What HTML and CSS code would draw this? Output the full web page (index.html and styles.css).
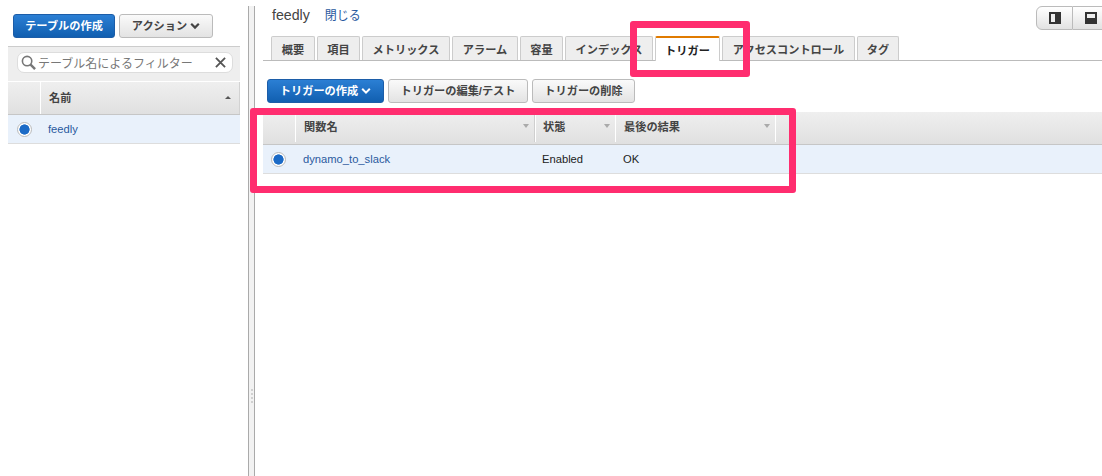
FILE: index.html
```html
<!DOCTYPE html>
<html lang="ja">
<head>
<meta charset="utf-8">
<title>DynamoDB トリガー</title>
<link rel="stylesheet" href="styles.css">
</head>
<body>
<div class="app">
  <aside class="side">
    <div class="side-actions">
      <button class="btn primary side-create">テーブルの作成</button>
      <button class="btn side-action">アクション
        <svg class="chev" viewBox="0 0 10 8"><path d="M1.2 1.8 5 5.6 8.8 1.8" fill="none" stroke="currentColor" stroke-width="2.2"/></svg>
      </button>
    </div>
    <div class="filter">
      <div class="filter-input">
        <svg class="search" viewBox="0 0 16 16"><circle cx="6.5" cy="6.5" r="5" fill="none" stroke="#777" stroke-width="1.7"/><path d="M10 10l5 5" stroke="#777" stroke-width="2.6"/></svg>
        <span class="placeholder">テーブル名によるフィルター</span>
        <svg class="clear" viewBox="0 0 12 12"><path d="M1 1l10 10M11 1 1 11" stroke="#555" stroke-width="2"/></svg>
      </div>
    </div>
    <div class="side-head">
      <div class="side-head-radio"></div>
      <div class="side-head-name"><span>名前</span><i class="up"></i></div>
    </div>
    <div class="side-row">
      <div class="radio-cell side-radio"><span class="radio"></span></div>
      <a class="link">feedly</a>
    </div>
  </aside>

  <div class="splitter"><span class="grip"></span><span class="grip"></span><span class="grip"></span><span class="grip"></span></div>

  <main class="main">
    <div class="title-row">
      <div class="title"><span class="name">feedly</span><a class="close">閉じる</a></div>
      <div class="toggle">
        <span class="toggle-btn">
          <svg viewBox="0 0 12 12"><rect width="12" height="12" fill="#333"/><rect x="2" y="2" width="4" height="8" fill="#eee"/></svg>
        </span>
        <span class="toggle-btn">
          <svg viewBox="0 0 12 12"><rect width="12" height="12" fill="#333"/><rect x="2" y="2" width="8" height="4" fill="#eee"/></svg>
        </span>
      </div>
    </div>

    <nav class="tabs">
      <span class="tab w44">概要</span>
      <span class="tab w43">項目</span>
      <span class="tab w88">メトリックス</span>
      <span class="tab w66">アラーム</span>
      <span class="tab w43">容量</span>
      <span class="tab w88">インデックス</span>
      <span class="tab active w65">トリガー</span>
      <span class="tab w133">アクセスコントロール</span>
      <span class="tab w42">タグ</span>
    </nav>

    <div class="toolbar">
      <button class="btn primary create">トリガーの作成
        <svg class="chev" viewBox="0 0 10 8"><path d="M1.2 1.8 5 5.6 8.8 1.8" fill="none" stroke="currentColor" stroke-width="2"/></svg>
      </button>
      <button class="btn edit">トリガーの編集/テスト</button>
      <button class="btn del">トリガーの削除</button>
    </div>

    <div class="thead">
      <div class="th c-radio"></div>
      <div class="th c-name sep"><span>関数名</span><i class="down"></i></div>
      <div class="th c-state"><span>状態</span><i class="down"></i></div>
      <div class="th c-last"><span>最後の結果</span><i class="down"></i></div>
    </div>
    <div class="trow">
      <div class="radio-cell c-radio"><span class="radio"></span></div>
      <div class="td c-name"><a class="link">dynamo_to_slack</a></div>
      <div class="td c-state">Enabled</div>
      <div class="td c-last">OK</div>
    </div>
  </main>
</div>
<div class="mark mark-tab"></div>
<div class="mark mark-table"></div>
</body>
</html>
```
FILE: styles.css
```css
* { box-sizing: border-box; }
html, body { margin: 0; height: 100%; }
body {
  background: #fff;
  color: #444;
  font-family: "Liberation Sans", "Noto Sans CJK JP", sans-serif;
  font-size: 11.2px;
  overflow: hidden;
}
.app { display: flex; width: 1102px; height: 476px; padding-top: 6px; }

.btn {
  display: inline-flex;
  align-items: center;
  justify-content: center;
  height: 24px;
  padding: 0 0 2px;
  border: 1px solid #bbb;
  border-radius: 3px;
  background: linear-gradient(#fafafa, #e3e3e3);
  color: #444;
  font: 700 11.2px "Liberation Sans", "Noto Sans CJK JP", sans-serif;
}
.btn.primary {
  border-color: #1c5da8;
  background: linear-gradient(#2b7fd4, #115fb0);
  color: #fff;
}
.chev { width: 10px; height: 8px; margin: 2px 0 0 3px; }

.side { width: 232px; margin-left: 8px; flex: none; }
.side-actions { display: flex; gap: 4px; padding: 8px 0 8px 5px; }
.side-create { width: 102px; }
.side-action { width: 94px; }
.filter {
  height: 35px;
  padding: 5px 7px 0 9px;
  background: #eee;
  border-top: 1px solid #ccc;
}
.filter-input {
  display: flex;
  align-items: center;
  height: 21px;
  padding: 0 6px 0 3px;
  background: #fff;
  border: 1px solid #ddd;
  border-radius: 7px;
  color: #777;
  font-size: 12px;
}
.search { width: 15px; height: 15px; flex: none; margin-right: 2px; }
.placeholder { flex: 1; white-space: nowrap; overflow: hidden; }
.clear { width: 11px; height: 11px; flex: none; }
.side-head {
  display: flex;
  height: 34px;
  background: linear-gradient(#efefef, #e0e0e0);
  border-top: 1px solid #fff;
  border-bottom: 1px solid #c6c6c6;
}
.side-head-radio { width: 33px; border-right: 1px solid #fff; }
.side-head-name {
  flex: 1;
  display: flex;
  align-items: center;
  justify-content: space-between;
  padding: 0 8px 2px 8px;
  font-weight: 700;
  border-right: 1px solid #d2d2d2;
}
.up { border: 3px solid transparent; border-top: 0; border-bottom: 3px solid #555; }
.down { border: 3.5px solid transparent; border-bottom: 0; border-top: 4px solid #aaa; }
.side-row {
  display: flex;
  align-items: center;
  height: 29px;
  background: #e9f1fb;
  border-bottom: 1px solid #ddd;
}
.radio-cell { display: flex; align-items: center; justify-content: center; flex: none; }
.side-radio { width: 32px; }
.side-row .link { margin-left: 8px; }
.radio {
  display: block;
  width: 15px;
  height: 15px;
  border-radius: 50%;
  background: radial-gradient(circle, #1b6ac6 0 4.8px, #fff 5.4px);
  border: 1px solid #bbb;
}
.link { color: #2a5a9e; }

.splitter {
  flex: none;
  display: flex;
  flex-direction: column;
  align-items: center;
  justify-content: center;
  gap: 2px;
  width: 7px;
  margin-left: 8px;
  background: #f2f2f2;
  border-left: 1px solid #aaa;
  border-right: 1px solid #aaa;
  padding-top: 310px;
}
.grip { width: 2px; height: 2px; border-radius: 50%; background: #c4c4c4; }

.main { flex: 1; min-width: 0; padding-left: 8px; }
.title-row { display: flex; justify-content: space-between; height: 30px; }
.title { padding: 0 0 0 9px; line-height: 18px; }
.name { font-size: 14.2px; color: #444; }
.close { margin-left: 15px; font-size: 12px; color: #2a5a9e; }
.toggle { display: flex; width: 66px; height: 24px; flex: none; }
.toggle-btn {
  display: flex;
  align-items: center;
  justify-content: center;
  width: 37px;
  flex: none;
  background: linear-gradient(#fff, #e2e2e2);
  border: 1px solid #bbb;
  border-radius: 6px 0 0 6px;
}
.toggle-btn + .toggle-btn { border-left: 0; border-radius: 0; }
.toggle-btn svg { width: 12px; height: 12px; }

.tabs {
  display: flex;
  gap: 2px;
  height: 25px;
  padding-left: 8px;
  border-bottom: 1px solid #bbb;
}
.tab {
  display: flex;
  align-items: center;
  justify-content: center;
  height: 24px;
  background: #eee;
  border: 1px solid #ccc;
  border-bottom: 0;
  border-radius: 2px 2px 0 0;
  font-weight: 700;
  white-space: nowrap;
}
.tab.active {
  height: 25px;
  background: #fff;
  border-top: 2px solid #e07b00;
  color: #222;
}
.w42 { width: 42px; } .w43 { width: 43px; } .w44 { width: 44px; } .w65 { width: 65px; }
.w66 { width: 66px; } .w88 { width: 88px; } .w133 { width: 133px; }

.toolbar { display: flex; gap: 4px; padding: 18px 0 9px 4px; }
.create { width: 117px; }
.edit { width: 140px; }
.del { width: 103px; }

.thead {
  display: flex;
  height: 33px;
  background: linear-gradient(#efefef, #e0e0e0);
  border-bottom: 1px solid #c6c6c6;
}
.th {
  display: flex;
  align-items: center;
  justify-content: space-between;
  height: 28px;
  margin-top: 2px;
  padding: 0 5px 4px 8px;
  font-weight: 700;
  border-right: 1px solid #fff;
}
.th.sep { border-right-color: #cfcfcf; box-shadow: 1px 0 0 #fff; }
.c-radio { width: 33px; flex: none; }
.c-name { width: 239px; flex: none; }
.c-state { width: 81px; flex: none; }
.c-last { width: 160px; flex: none; }
.trow {
  display: flex;
  align-items: center;
  height: 29px;
  background: #e9f1fb;
  border-bottom: 1px solid #ddd;
  color: #222;
}
.td { padding-left: 7px; }
.trow .radio-cell { width: 30px; margin-right: 3px; }

.mark {
  position: absolute;
  border: 7px solid #ff2d6f;
  border-radius: 3px;
}
.mark-tab { left: 630px; top: 21px; width: 120px; height: 56px; }
.mark-table { left: 250px; top: 108px; width: 546px; height: 85px; }
```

- [Exercise] Report all lines of the data that include the word "styles".

- [The completed task]
What HTML and CSS code would draw this? Output the full web page (index.html and styles.css).
<link rel="stylesheet" href="styles.css">
FILE: styles.css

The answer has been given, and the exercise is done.